The Mineral scolecite

Colorless Scolecite Spray

Scolecite is a member of the zeolite group, and is closely related to Natrolite and Mesolite. It forms a series with those two minerals, and is the calcium-rich end member. Chemical analysis or optical tests may be required to distinguish Scolecite from Natrolite, and a single crystal may even contain part of each mineral within different zones of the same crystal.

Scolecite can be very brittle, so care should be exercised when handling specimens. Scolecite is named after the Greek term "skolec", which means "worm", alluding to its worm-like reaction to a blowpipe test.

Chemical Formula

CaAl2Si3O10 · 3H2O

Color

White, colorless, light yellow, light pink. Rarely orange.

Crystal System

Monoclinic

Properties

Streak
Colorless
Hardness
5 - 5.5
Transparency
Transparent to translucent
Specific Gravity
2.2 - 2.4
Luster
Vitreous, silky
Cleavage
1,2
Fracture
Uneven
Tenacity
Brittle

Crystal Habits

Most often in acicular and radial groupings, with individual slender crystals clearly distinguished. Individual crystals in an aggregate may be grouped tightly together, or there may be a space between each crystals. Individual prismatic crystals are very rare. Commonly in tall columnar bundles of prismatic crystals. Also in reticulated groups, V-shaped twins, in grainy masses of slender crystals, tight radiating masses, and as linings of cavities.

Additional Information

Composition
Hydrous calcium aluminum silicate
In Group
Silicates; Tectosilicates; Zeolite Group
Striking Features
Crystal habits and environment
Environment
In cavities of volcanic basalt; rarely in granites and gneiss.
Rock Type
Igneous

Uses

Scolecite specimens are of interest to collectors, especially those specializing in zeolite minerals.

Noteworthy Localities

India is the most important producer of Scolecite, where excellent specimens are found in the basalts of the Deccan Traps in the state of Maharashtra. The districts that have produced excellent Scolecite include Nasik, Pune (Poona), Ahmadnagar, Jalgaon, and Mumbai.
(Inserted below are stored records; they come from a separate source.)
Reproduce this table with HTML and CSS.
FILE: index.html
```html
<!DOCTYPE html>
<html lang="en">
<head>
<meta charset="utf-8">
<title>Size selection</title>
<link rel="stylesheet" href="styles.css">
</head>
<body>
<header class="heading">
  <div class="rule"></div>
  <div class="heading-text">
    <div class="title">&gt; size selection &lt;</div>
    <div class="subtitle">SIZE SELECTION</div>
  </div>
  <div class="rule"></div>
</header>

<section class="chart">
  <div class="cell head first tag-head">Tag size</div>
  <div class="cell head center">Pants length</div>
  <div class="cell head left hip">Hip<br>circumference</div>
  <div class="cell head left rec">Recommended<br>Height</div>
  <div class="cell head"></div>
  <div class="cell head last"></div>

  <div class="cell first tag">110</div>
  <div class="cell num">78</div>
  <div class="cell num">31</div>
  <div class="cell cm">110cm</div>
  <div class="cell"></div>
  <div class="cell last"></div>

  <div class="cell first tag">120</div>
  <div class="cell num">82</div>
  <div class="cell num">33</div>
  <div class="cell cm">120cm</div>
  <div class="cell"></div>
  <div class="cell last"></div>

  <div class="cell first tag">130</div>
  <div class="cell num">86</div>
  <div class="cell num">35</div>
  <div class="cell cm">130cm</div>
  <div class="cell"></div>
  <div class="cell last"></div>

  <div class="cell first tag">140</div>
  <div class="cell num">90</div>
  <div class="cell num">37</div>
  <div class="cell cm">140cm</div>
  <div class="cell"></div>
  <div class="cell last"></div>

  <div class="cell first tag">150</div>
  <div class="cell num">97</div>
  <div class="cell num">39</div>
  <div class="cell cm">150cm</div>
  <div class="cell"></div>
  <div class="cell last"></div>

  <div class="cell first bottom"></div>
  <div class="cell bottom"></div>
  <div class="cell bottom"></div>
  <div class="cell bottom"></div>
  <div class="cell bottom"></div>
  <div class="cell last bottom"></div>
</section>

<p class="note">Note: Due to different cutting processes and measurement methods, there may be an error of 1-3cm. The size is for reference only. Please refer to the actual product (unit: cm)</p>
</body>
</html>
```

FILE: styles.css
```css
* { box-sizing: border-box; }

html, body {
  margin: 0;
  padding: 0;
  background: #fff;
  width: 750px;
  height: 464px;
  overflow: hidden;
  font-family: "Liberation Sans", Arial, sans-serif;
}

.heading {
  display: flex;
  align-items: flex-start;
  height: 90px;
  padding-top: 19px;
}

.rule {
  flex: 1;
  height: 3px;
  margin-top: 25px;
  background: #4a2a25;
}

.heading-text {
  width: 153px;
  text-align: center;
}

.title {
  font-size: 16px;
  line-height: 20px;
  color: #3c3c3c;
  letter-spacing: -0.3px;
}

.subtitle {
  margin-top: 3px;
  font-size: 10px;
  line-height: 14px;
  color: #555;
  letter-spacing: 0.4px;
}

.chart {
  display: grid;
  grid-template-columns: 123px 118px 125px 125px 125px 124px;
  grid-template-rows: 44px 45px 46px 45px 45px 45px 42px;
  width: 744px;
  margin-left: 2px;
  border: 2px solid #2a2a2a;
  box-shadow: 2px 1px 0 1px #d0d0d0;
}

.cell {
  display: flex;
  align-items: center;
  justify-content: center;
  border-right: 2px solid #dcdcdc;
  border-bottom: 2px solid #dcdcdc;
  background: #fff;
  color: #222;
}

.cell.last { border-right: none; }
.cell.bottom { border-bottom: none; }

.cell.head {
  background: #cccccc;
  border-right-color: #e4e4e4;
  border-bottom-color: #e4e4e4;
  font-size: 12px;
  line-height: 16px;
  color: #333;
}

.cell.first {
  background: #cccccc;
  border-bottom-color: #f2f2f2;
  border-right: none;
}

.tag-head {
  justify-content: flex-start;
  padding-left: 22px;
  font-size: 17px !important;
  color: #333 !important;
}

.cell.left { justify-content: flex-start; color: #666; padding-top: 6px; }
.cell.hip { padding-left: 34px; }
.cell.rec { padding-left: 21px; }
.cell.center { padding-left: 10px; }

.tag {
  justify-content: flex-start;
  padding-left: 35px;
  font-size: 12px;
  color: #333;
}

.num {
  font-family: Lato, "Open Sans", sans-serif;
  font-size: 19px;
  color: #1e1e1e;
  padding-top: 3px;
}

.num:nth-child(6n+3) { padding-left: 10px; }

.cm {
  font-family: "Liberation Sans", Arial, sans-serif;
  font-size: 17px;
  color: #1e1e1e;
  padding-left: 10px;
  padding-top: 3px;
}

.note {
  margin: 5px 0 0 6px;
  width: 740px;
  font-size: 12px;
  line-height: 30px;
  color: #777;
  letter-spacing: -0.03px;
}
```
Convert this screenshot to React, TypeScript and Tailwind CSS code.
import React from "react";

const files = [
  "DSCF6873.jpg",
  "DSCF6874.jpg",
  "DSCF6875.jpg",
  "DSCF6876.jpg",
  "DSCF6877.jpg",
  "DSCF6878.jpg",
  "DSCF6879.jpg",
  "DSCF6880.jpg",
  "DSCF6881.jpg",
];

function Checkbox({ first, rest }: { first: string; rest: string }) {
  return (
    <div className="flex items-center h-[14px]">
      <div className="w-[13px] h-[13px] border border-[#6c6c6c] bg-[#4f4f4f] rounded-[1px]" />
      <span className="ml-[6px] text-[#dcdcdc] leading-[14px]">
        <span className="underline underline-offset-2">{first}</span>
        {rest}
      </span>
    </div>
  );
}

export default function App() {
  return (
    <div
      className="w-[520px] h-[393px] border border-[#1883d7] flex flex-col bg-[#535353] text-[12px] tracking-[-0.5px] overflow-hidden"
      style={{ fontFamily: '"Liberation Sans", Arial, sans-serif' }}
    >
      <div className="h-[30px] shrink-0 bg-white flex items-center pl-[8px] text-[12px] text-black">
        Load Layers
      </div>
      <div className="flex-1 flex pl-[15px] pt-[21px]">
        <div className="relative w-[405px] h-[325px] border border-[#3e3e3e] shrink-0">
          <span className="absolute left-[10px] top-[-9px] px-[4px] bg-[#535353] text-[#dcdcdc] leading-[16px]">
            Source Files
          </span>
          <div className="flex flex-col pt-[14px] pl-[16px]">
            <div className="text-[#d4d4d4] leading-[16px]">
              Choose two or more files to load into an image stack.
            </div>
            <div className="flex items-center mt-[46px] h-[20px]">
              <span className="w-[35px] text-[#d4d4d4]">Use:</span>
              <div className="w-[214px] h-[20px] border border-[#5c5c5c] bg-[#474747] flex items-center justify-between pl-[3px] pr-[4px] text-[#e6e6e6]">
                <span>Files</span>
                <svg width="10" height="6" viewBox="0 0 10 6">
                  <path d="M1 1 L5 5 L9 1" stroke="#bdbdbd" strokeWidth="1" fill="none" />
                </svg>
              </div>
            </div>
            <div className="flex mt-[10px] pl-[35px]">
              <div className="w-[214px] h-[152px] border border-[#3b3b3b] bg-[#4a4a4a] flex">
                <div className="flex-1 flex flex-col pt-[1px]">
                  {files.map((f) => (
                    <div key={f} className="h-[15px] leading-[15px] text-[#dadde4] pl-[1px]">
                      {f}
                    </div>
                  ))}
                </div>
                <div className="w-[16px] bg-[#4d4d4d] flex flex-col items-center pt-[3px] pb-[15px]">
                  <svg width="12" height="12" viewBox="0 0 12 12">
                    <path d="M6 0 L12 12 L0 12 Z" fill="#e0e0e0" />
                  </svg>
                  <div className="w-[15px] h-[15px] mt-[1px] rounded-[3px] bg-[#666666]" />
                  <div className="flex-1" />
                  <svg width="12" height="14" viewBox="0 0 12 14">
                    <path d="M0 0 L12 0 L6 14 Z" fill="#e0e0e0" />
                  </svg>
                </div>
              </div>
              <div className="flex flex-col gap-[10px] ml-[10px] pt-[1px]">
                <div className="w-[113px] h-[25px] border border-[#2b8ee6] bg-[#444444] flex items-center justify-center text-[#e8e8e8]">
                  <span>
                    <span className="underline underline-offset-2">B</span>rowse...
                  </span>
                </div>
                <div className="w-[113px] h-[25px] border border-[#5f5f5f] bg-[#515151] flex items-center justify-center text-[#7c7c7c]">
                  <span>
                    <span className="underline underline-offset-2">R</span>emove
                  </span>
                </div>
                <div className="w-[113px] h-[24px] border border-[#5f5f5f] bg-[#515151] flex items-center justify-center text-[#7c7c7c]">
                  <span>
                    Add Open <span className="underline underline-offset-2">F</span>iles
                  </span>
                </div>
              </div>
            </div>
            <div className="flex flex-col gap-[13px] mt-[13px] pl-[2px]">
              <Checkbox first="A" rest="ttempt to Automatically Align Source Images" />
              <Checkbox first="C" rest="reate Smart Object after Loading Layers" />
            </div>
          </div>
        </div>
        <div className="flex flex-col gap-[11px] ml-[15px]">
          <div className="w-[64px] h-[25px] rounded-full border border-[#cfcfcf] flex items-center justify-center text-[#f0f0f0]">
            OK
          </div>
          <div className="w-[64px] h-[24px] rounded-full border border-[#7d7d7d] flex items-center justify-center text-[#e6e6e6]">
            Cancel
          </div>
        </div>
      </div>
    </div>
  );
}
A recent outstanding find of large radiating clusters associated with Stilbite is Rankhamb, Maharashtra, India.

Other worldwide localities include the Das Antas tunnel, Veranópolis, Rio Grande Do Sul, Brazil; Teigarhorn, Berufjördur, Iceland; Arvigo, Grisons, Switzerland; and several deposits in the Ossola Valley, Piedmont, Italy. In the U.S., Scolecite come from Elk Mountain, northeast of Pigeon Springs, Cowlitz Co., Washington.

Common Mineral Associations

Heulandite, Stilbite, Apophyllite, Calcite, Celadonite, Epidote

Distingushing Similar Minerals

Scolecite can be very difficult to distinguish from Natrolite.